DATASET CONTENT ▸
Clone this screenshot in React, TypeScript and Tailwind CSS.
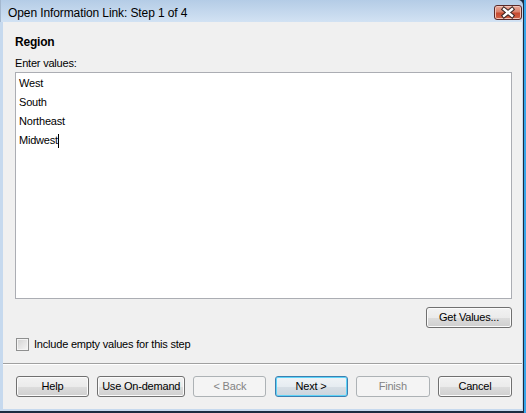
import { useState } from 'react';

const btnBase =
    'h-[21px] rounded-[3px] border text-[11px] tracking-[-0.2px] leading-none flex items-center justify-center';
const btnNormal =
    'border-[#707070] text-black bg-[linear-gradient(to_bottom,#f2f2f2_0%,#ebebeb_50%,#dddddd_50%,#cfcfcf_100%)] shadow-[inset_0_0_0_1px_#fbfbfb]';
const btnDefault =
    'border-[#3c7fb1] text-black bg-[linear-gradient(to_bottom,#f0f4f7_0%,#e6ecf1_50%,#d7dfe6_50%,#ccd5dd_100%)] shadow-[inset_0_0_0_1px_#5fd4f8]';
const btnDisabled = 'border-[#adb2b5] text-[#838383] bg-[#f4f4f4]';

function CloseButton() {
    return (
        <div className="mt-[5px] w-[28px] h-[15px] rounded-[3px] border border-[#5a2a28] bg-[linear-gradient(to_bottom,#e9a99a_0%,#d9826c_45%,#c64a30_55%,#d2654a_100%)] shadow-[inset_0_0_0_1px_#f2c4b8] flex items-center justify-center">
            <svg width="26" height="13" viewBox="0 0 26 13">
                <path d="M9 3.2 L17 9.8 M17 3.2 L9 9.8" stroke="#3a2422" strokeWidth="4.4" strokeLinecap="square" fill="none" />
                <path d="M9 3.2 L17 9.8 M17 3.2 L9 9.8" stroke="#ffffff" strokeWidth="2.4" strokeLinecap="square" fill="none" />
            </svg>
        </div>
    );
}

export default function App() {
    const [values, setValues] = useState(['West', 'South', 'Northeast', 'Midwest']);
    const [includeEmpty, setIncludeEmpty] = useState(false);

    return (
        <div className="w-[526px] h-[413px] flex border-r-2 border-r-[#36a5e9] bg-[#1c2b40] font-['Liberation_Sans',Arial,sans-serif] text-black select-none">
            <div className="flex-1 flex flex-col border-r border-r-[#1c2b40] border-b-2 border-b-[#1c2b40]">
                {/* Title bar */}
                <div className="h-[22px] flex items-start justify-between pl-[7px] pr-[1px] border-l border-l-[#a4b8cf] bg-[linear-gradient(to_bottom,#b4cce6,#d2e2f3)] rounded-tr-[5px]">
                    <span className="mt-[5px] text-[12px] leading-[16px] tracking-[-0.1px] text-black">
                        Open Information Link: Step 1 of 4
                    </span>
                    <CloseButton />
                </div>

                {/* Body */}
                <div className="flex-1 flex flex-col bg-[#f0f0f0] border-l-[3px] border-l-[#c6d9ee] border-r border-r-[#c6d9ee] border-b-2 border-b-[#c6d9ee]">
                    <div className="flex flex-col pt-[13px] pl-[12px] pr-[10px]">
                        <div className="text-[12px] font-bold leading-[15px] tracking-[-0.2px]">Region</div>
                        <div className="mt-[6px] text-[11px] leading-[15px] tracking-[-0.2px]">Enter values:</div>

                        <div className="mt-[1px] h-[227px] bg-white border border-[#abadb3] border-t-[#abadb3] pl-[3px] pt-[1px] text-[11px] leading-[19px] tracking-[-0.2px]">
                            {values.map((v, i) => (
                                <div key={i} className="flex items-center">
                                    <span>{v}</span>
                                    {i === values.length - 1 && <span className="inline-block w-px h-[14px] bg-black" />}
                                </div>
                            ))}
                        </div>

                        <div className="mt-[8px] flex justify-end">
                            <button
                                className={`${btnBase} ${btnNormal} w-[86px]`}
                                onClick={() => setValues([...values])}
                            >
                                Get Values...
                            </button>
                        </div>

                        <label className="mt-[10px] flex items-center gap-[5px] pl-[1px] h-[13px]">
                            <span
                                onClick={() => setIncludeEmpty(!includeEmpty)}
                                className="w-[13px] h-[13px] border border-[#8e8f8f] bg-[linear-gradient(135deg,#d2d2d2,#f6f6f6)] shadow-[inset_0_0_0_1px_#f4f4f4]"
                            />
                            <span className="text-[11px] leading-[13px] tracking-[-0.2px]">Include empty values for this step</span>
                        </label>
                    </div>

                    {/* Separator */}
                    <div className="mt-[12px] border-t border-t-[#a0a0a0] border-b border-b-white" />

                    <div className="mt-[11px] flex justify-between pl-[13px] pr-[10px]">
                        <button className={`${btnBase} ${btnNormal} w-[73px]`}>Help</button>
                        <button className={`${btnBase} ${btnNormal} w-[88px]`}>Use On-demand</button>
                        <button className={`${btnBase} ${btnDisabled} w-[73px]`} disabled>&lt; Back</button>
                        <button className={`${btnBase} ${btnDefault} w-[73px]`}>Next &gt;</button>
                        <button className={`${btnBase} ${btnDisabled} w-[74px]`} disabled>Finish</button>
                        <button className={`${btnBase} ${btnNormal} w-[74px]`}>Cancel</button>
                    </div>
                </div>
            </div>
        </div>
    );
}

STATED EXERCISE ▸
Copy, from the material above, each line in which the string "this" occurs.

ANSWER FOR THE TASK ▸
Clone this screenshot in React, TypeScript and Tailwind CSS.
                            <span className="text-[11px] leading-[13px] tracking-[-0.2px]">Include empty values for this step</span>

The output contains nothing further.